Rows from a dataset of pages and code
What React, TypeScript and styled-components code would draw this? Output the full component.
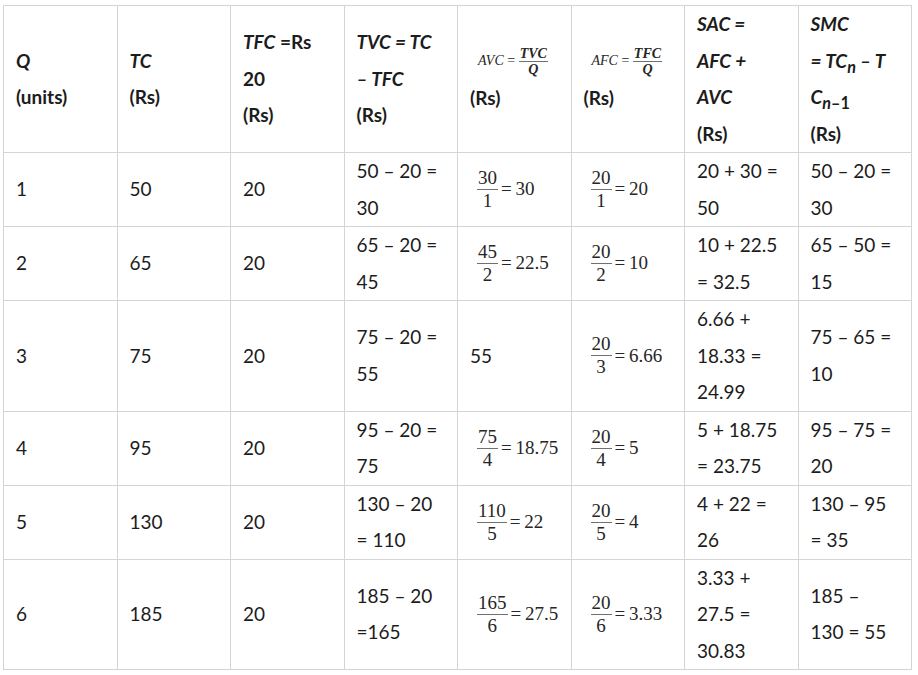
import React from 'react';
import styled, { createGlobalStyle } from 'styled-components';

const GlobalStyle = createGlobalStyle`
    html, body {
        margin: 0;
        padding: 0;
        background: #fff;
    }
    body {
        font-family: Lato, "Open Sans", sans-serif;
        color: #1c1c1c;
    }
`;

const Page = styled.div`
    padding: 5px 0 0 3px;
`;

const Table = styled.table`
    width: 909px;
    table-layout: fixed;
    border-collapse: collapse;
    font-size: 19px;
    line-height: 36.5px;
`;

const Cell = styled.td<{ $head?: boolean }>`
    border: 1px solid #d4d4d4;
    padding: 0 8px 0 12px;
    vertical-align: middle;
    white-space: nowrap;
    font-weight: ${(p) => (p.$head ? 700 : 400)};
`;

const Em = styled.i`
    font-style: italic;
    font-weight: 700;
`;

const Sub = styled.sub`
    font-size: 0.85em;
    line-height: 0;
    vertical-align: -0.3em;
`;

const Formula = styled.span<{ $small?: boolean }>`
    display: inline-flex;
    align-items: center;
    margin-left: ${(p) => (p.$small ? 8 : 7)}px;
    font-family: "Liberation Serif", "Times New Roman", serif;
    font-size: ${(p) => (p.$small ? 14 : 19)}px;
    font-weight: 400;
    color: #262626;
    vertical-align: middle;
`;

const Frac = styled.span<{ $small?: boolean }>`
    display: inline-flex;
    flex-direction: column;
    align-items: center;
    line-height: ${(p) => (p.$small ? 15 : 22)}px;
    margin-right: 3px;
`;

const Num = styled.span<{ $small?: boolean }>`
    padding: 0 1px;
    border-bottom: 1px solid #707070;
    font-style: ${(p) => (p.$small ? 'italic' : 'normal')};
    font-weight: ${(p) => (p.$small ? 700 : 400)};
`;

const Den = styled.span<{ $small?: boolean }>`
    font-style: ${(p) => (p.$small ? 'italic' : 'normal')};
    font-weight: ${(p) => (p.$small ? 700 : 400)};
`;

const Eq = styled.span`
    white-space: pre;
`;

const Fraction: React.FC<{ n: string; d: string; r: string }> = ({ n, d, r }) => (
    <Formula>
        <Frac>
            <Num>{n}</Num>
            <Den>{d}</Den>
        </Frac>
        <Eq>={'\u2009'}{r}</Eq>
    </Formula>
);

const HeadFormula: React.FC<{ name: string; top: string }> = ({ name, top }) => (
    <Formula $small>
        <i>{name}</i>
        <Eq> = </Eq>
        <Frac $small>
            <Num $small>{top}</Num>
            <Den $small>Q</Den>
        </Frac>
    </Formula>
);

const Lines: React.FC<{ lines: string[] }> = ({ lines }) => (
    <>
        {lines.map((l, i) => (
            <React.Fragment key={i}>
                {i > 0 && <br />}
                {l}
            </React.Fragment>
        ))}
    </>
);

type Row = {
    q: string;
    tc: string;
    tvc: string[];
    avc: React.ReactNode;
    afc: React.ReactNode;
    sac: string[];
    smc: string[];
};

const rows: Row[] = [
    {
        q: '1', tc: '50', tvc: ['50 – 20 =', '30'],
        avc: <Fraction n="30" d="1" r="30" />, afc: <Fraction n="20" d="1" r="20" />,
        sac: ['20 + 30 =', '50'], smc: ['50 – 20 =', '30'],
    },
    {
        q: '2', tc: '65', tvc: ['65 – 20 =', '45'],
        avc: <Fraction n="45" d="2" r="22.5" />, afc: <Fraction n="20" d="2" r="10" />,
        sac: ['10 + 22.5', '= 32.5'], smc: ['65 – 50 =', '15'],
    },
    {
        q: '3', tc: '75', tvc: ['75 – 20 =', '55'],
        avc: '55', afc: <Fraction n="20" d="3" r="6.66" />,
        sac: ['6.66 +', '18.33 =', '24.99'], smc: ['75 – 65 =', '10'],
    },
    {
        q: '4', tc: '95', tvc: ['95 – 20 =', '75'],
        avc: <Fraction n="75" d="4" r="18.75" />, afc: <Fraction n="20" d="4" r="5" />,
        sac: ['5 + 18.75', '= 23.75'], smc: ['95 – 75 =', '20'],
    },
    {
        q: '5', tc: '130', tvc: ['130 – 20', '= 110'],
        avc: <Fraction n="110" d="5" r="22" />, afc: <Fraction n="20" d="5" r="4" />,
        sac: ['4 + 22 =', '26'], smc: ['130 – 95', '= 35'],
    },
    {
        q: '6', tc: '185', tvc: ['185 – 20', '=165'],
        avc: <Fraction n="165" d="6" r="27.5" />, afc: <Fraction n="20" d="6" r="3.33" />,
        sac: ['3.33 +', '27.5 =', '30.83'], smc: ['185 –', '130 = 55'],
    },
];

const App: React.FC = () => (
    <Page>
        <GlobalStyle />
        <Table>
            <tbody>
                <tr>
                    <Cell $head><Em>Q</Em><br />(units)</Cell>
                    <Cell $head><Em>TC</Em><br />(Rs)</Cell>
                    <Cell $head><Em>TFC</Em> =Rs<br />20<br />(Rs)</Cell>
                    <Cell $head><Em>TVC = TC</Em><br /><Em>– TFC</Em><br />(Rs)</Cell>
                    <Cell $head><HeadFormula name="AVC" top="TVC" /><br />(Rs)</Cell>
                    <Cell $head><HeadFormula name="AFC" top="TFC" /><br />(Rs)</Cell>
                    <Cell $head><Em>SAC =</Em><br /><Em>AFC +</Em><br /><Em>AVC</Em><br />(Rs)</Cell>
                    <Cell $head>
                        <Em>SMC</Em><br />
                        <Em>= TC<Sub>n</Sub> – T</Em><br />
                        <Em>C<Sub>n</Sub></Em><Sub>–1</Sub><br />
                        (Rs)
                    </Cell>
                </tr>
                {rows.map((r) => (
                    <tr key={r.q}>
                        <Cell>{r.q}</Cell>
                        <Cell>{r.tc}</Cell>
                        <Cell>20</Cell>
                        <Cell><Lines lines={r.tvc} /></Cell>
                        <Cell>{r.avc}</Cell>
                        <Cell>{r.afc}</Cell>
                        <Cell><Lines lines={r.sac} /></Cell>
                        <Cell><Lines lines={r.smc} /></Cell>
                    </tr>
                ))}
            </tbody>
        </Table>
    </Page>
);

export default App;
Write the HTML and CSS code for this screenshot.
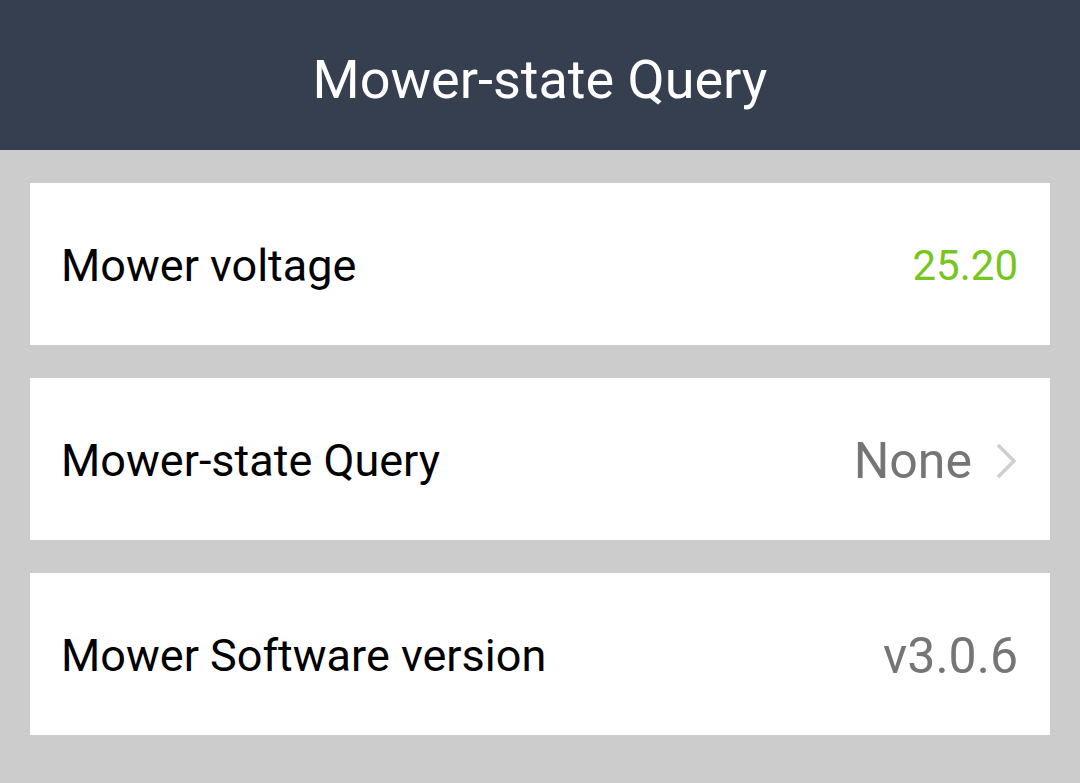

(Do this) Quote the preceding records in their entirety, excluding every picture.

(Task solution)
What React, TypeScript and styled-components code would draw this? Output the full component.
import React from 'react';
import styled, { createGlobalStyle } from 'styled-components';

const GlobalStyle = createGlobalStyle`
    html, body {
        margin: 0;
        padding: 0;
        background: #fff;
    }
    body {
        font-family: Lato, "Open Sans", sans-serif;
        color: #1c1c1c;
    }
`;

const Page = styled.div`
    padding: 5px 0 0 3px;
`;

const Table = styled.table`
    width: 909px;
    table-layout: fixed;
    border-collapse: collapse;
    font-size: 19px;
    line-height: 36.5px;
`;

const Cell = styled.td<{ $head?: boolean }>`
    border: 1px solid #d4d4d4;
    padding: 0 8px 0 12px;
    vertical-align: middle;
    white-space: nowrap;
    font-weight: ${(p) => (p.$head ? 700 : 400)};
`;

const Em = styled.i`
    font-style: italic;
    font-weight: 700;
`;

const Sub = styled.sub`
    font-size: 0.85em;
    line-height: 0;
    vertical-align: -0.3em;
`;

const Formula = styled.span<{ $small?: boolean }>`
    display: inline-flex;
    align-items: center;
    margin-left: ${(p) => (p.$small ? 8 : 7)}px;
    font-family: "Liberation Serif", "Times New Roman", serif;
    font-size: ${(p) => (p.$small ? 14 : 19)}px;
    font-weight: 400;
    color: #262626;
    vertical-align: middle;
`;

const Frac = styled.span<{ $small?: boolean }>`
    display: inline-flex;
    flex-direction: column;
    align-items: center;
    line-height: ${(p) => (p.$small ? 15 : 22)}px;
    margin-right: 3px;
`;

const Num = styled.span<{ $small?: boolean }>`
    padding: 0 1px;
    border-bottom: 1px solid #707070;
    font-style: ${(p) => (p.$small ? 'italic' : 'normal')};
    font-weight: ${(p) => (p.$small ? 700 : 400)};
`;

const Den = styled.span<{ $small?: boolean }>`
    font-style: ${(p) => (p.$small ? 'italic' : 'normal')};
    font-weight: ${(p) => (p.$small ? 700 : 400)};
`;

const Eq = styled.span`
    white-space: pre;
`;

const Fraction: React.FC<{ n: string; d: string; r: string }> = ({ n, d, r }) => (
    <Formula>
        <Frac>
            <Num>{n}</Num>
            <Den>{d}</Den>
        </Frac>
        <Eq>={'\u2009'}{r}</Eq>
    </Formula>
);

const HeadFormula: React.FC<{ name: string; top: string }> = ({ name, top }) => (
    <Formula $small>
        <i>{name}</i>
        <Eq> = </Eq>
        <Frac $small>
            <Num $small>{top}</Num>
            <Den $small>Q</Den>
        </Frac>
    </Formula>
);

const Lines: React.FC<{ lines: string[] }> = ({ lines }) => (
    <>
        {lines.map((l, i) => (
            <React.Fragment key={i}>
                {i > 0 && <br />}
                {l}
            </React.Fragment>
        ))}
    </>
);

type Row = {
    q: string;
    tc: string;
    tvc: string[];
    avc: React.ReactNode;
    afc: React.ReactNode;
    sac: string[];
    smc: string[];
};

const rows: Row[] = [
    {
        q: '1', tc: '50', tvc: ['50 – 20 =', '30'],
        avc: <Fraction n="30" d="1" r="30" />, afc: <Fraction n="20" d="1" r="20" />,
        sac: ['20 + 30 =', '50'], smc: ['50 – 20 =', '30'],
    },
    {
        q: '2', tc: '65', tvc: ['65 – 20 =', '45'],
        avc: <Fraction n="45" d="2" r="22.5" />, afc: <Fraction n="20" d="2" r="10" />,
        sac: ['10 + 22.5', '= 32.5'], smc: ['65 – 50 =', '15'],
    },
    {
        q: '3', tc: '75', tvc: ['75 – 20 =', '55'],
        avc: '55', afc: <Fraction n="20" d="3" r="6.66" />,
        sac: ['6.66 +', '18.33 =', '24.99'], smc: ['75 – 65 =', '10'],
    },
    {
        q: '4', tc: '95', tvc: ['95 – 20 =', '75'],
        avc: <Fraction n="75" d="4" r="18.75" />, afc: <Fraction n="20" d="4" r="5" />,
        sac: ['5 + 18.75', '= 23.75'], smc: ['95 – 75 =', '20'],
    },
    {
        q: '5', tc: '130', tvc: ['130 – 20', '= 110'],
        avc: <Fraction n="110" d="5" r="22" />, afc: <Fraction n="20" d="5" r="4" />,
        sac: ['4 + 22 =', '26'], smc: ['130 – 95', '= 35'],
    },
    {
        q: '6', tc: '185', tvc: ['185 – 20', '=165'],
        avc: <Fraction n="165" d="6" r="27.5" />, afc: <Fraction n="20" d="6" r="3.33" />,
        sac: ['3.33 +', '27.5 =', '30.83'], smc: ['185 –', '130 = 55'],
    },
];

const App: React.FC = () => (
    <Page>
        <GlobalStyle />
        <Table>
            <tbody>
                <tr>
                    <Cell $head><Em>Q</Em><br />(units)</Cell>
                    <Cell $head><Em>TC</Em><br />(Rs)</Cell>
                    <Cell $head><Em>TFC</Em> =Rs<br />20<br />(Rs)</Cell>
                    <Cell $head><Em>TVC = TC</Em><br /><Em>– TFC</Em><br />(Rs)</Cell>
                    <Cell $head><HeadFormula name="AVC" top="TVC" /><br />(Rs)</Cell>
                    <Cell $head><HeadFormula name="AFC" top="TFC" /><br />(Rs)</Cell>
                    <Cell $head><Em>SAC =</Em><br /><Em>AFC +</Em><br /><Em>AVC</Em><br />(Rs)</Cell>
                    <Cell $head>
                        <Em>SMC</Em><br />
                        <Em>= TC<Sub>n</Sub> – T</Em><br />
                        <Em>C<Sub>n</Sub></Em><Sub>–1</Sub><br />
                        (Rs)
                    </Cell>
                </tr>
                {rows.map((r) => (
                    <tr key={r.q}>
                        <Cell>{r.q}</Cell>
                        <Cell>{r.tc}</Cell>
                        <Cell>20</Cell>
                        <Cell><Lines lines={r.tvc} /></Cell>
                        <Cell>{r.avc}</Cell>
                        <Cell>{r.afc}</Cell>
                        <Cell><Lines lines={r.sac} /></Cell>
                        <Cell><Lines lines={r.smc} /></Cell>
                    </tr>
                ))}
            </tbody>
        </Table>
    </Page>
);

export default App;
Write the HTML and CSS code for this screenshot.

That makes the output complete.